## WRITTEN INSTRUCTION
In the data that follows, count the lines in which the word "styles" occurs, and report that figure alone.

## RAW DATA
________________

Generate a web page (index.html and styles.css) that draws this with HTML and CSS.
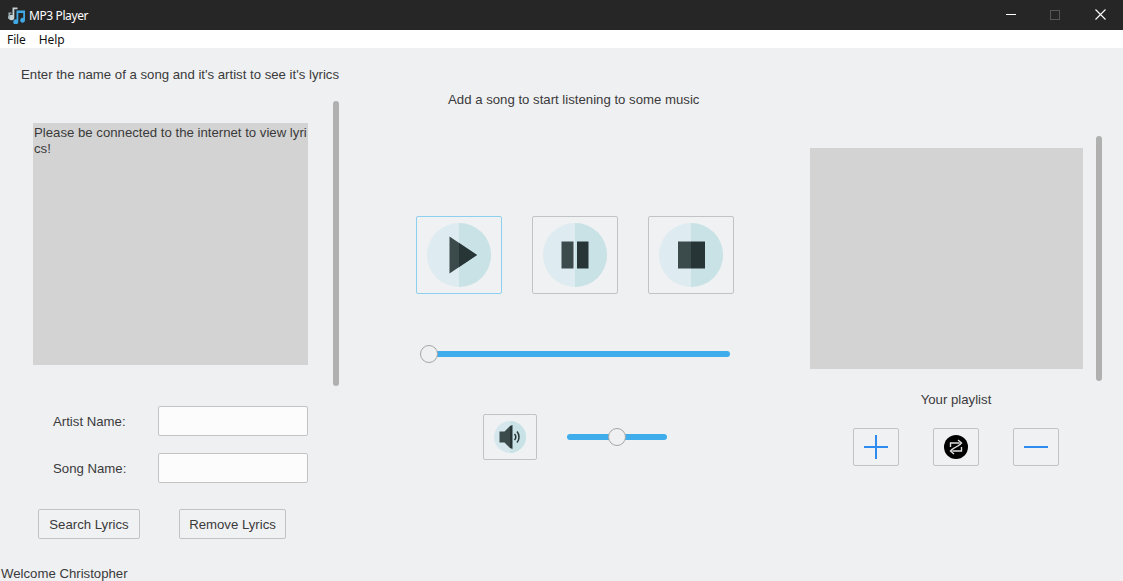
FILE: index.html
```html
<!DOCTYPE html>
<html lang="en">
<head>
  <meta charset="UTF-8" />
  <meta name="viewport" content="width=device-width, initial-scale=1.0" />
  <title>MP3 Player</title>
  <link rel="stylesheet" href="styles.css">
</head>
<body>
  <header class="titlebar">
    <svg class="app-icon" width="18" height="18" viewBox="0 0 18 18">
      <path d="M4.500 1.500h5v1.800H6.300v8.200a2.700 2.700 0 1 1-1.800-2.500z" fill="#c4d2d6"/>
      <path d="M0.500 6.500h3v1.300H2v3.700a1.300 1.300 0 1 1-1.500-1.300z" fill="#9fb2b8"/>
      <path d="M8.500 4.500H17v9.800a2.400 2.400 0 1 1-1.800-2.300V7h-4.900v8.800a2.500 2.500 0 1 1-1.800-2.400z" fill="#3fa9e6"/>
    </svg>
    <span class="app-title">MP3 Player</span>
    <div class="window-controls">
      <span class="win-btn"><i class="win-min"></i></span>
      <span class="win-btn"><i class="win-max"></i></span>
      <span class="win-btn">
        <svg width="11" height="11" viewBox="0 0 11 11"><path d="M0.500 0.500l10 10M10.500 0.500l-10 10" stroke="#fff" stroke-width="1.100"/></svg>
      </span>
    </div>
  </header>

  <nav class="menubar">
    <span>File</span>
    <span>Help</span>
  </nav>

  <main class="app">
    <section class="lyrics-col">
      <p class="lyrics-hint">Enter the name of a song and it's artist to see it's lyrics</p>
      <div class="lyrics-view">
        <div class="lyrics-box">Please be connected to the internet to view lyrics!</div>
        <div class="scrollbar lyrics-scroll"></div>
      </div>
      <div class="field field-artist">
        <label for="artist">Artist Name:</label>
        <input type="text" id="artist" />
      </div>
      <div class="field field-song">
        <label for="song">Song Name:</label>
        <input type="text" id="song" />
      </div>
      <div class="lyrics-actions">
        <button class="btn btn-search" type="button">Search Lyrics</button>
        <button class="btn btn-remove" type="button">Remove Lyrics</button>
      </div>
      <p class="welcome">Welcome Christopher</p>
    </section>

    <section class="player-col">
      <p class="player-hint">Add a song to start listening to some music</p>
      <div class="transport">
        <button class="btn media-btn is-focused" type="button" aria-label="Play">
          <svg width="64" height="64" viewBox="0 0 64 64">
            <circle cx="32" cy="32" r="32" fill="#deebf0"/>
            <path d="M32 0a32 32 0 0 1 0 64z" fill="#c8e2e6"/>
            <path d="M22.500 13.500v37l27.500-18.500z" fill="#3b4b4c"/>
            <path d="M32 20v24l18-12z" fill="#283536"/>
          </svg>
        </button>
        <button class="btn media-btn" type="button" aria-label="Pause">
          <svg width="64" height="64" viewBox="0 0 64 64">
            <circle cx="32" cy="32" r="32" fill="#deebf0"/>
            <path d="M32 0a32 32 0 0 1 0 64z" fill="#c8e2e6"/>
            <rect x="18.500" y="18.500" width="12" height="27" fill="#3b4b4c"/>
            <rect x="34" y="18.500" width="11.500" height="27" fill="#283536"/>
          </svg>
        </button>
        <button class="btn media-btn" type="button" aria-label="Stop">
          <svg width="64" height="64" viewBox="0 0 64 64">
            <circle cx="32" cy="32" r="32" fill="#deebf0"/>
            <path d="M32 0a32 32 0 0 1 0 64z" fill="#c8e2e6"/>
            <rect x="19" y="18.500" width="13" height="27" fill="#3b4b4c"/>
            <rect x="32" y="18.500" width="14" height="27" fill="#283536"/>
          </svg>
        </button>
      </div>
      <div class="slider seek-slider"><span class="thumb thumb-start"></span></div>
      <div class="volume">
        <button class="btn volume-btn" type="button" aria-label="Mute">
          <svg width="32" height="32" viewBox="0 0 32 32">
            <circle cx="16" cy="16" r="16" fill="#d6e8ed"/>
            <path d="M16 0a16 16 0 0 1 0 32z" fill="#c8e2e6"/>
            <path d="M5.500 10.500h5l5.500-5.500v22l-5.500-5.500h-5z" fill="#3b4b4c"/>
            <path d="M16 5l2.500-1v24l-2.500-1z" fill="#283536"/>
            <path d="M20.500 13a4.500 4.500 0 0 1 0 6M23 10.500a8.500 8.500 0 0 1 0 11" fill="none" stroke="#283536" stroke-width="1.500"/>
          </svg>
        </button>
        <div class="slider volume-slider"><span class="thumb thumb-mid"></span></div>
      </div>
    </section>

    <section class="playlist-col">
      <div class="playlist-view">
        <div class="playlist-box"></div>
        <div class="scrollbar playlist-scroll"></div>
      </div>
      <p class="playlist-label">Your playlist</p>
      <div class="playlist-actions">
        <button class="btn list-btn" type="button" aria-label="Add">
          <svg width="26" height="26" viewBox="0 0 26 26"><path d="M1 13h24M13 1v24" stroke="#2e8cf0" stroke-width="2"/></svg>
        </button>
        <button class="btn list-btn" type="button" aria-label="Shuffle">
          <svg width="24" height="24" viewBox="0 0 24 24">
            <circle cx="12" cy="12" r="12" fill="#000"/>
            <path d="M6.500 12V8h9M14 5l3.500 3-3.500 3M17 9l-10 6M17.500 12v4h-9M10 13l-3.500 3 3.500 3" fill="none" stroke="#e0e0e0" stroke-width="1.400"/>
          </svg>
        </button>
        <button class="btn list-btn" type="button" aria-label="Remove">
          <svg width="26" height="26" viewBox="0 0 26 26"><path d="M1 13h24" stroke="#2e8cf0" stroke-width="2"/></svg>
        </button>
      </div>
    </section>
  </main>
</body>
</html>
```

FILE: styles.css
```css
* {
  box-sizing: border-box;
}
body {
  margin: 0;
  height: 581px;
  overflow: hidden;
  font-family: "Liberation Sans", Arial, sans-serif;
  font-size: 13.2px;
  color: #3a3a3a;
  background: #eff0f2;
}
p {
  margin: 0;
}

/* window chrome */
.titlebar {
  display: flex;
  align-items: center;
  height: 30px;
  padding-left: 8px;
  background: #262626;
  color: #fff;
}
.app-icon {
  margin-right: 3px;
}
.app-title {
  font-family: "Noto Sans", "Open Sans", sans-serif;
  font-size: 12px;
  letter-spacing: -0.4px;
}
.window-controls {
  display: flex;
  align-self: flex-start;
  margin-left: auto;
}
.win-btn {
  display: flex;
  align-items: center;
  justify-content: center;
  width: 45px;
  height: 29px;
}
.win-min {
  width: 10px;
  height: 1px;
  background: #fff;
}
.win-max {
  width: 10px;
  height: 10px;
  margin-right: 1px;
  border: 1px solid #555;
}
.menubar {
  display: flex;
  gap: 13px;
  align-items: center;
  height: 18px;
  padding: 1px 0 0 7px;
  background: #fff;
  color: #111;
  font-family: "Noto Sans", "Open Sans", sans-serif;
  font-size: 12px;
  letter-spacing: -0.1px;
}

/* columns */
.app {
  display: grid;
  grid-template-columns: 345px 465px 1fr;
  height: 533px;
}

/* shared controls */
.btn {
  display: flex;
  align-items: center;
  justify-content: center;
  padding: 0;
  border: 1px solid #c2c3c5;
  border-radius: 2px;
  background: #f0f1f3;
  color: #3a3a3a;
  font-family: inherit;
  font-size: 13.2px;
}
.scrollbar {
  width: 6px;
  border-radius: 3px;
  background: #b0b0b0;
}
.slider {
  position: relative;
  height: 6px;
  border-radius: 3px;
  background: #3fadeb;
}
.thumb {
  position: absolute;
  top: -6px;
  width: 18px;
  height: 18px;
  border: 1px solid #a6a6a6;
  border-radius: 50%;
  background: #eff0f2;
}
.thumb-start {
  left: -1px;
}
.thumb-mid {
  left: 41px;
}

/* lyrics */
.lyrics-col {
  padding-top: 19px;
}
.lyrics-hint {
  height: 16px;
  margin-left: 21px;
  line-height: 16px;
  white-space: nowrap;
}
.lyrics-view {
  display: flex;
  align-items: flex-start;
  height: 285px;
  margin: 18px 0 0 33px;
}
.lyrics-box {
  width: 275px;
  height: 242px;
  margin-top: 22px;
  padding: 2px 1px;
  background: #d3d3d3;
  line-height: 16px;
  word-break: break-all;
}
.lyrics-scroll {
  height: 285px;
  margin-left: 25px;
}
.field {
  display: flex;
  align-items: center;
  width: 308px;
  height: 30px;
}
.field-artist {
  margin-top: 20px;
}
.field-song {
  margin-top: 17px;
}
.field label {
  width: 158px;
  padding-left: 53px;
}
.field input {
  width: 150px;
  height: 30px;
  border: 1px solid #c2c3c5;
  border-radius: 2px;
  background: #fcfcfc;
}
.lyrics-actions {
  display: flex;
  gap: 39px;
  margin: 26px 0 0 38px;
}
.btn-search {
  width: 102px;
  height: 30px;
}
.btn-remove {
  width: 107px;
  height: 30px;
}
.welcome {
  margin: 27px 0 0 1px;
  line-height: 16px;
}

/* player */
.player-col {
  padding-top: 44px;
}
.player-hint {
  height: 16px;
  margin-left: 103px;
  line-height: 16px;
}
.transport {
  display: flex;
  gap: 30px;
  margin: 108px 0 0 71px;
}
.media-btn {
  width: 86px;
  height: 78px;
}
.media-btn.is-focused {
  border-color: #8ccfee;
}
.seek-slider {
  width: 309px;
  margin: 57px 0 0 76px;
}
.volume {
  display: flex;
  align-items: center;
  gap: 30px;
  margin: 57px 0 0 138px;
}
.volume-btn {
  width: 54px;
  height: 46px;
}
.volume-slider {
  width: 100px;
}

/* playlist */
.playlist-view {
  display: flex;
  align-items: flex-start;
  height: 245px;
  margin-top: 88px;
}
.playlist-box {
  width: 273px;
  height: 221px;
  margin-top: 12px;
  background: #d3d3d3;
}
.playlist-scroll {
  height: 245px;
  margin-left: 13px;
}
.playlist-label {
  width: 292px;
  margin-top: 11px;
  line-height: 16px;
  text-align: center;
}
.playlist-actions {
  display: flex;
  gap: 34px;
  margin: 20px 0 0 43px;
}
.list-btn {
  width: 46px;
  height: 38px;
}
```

________________

## THE RESPONSE
3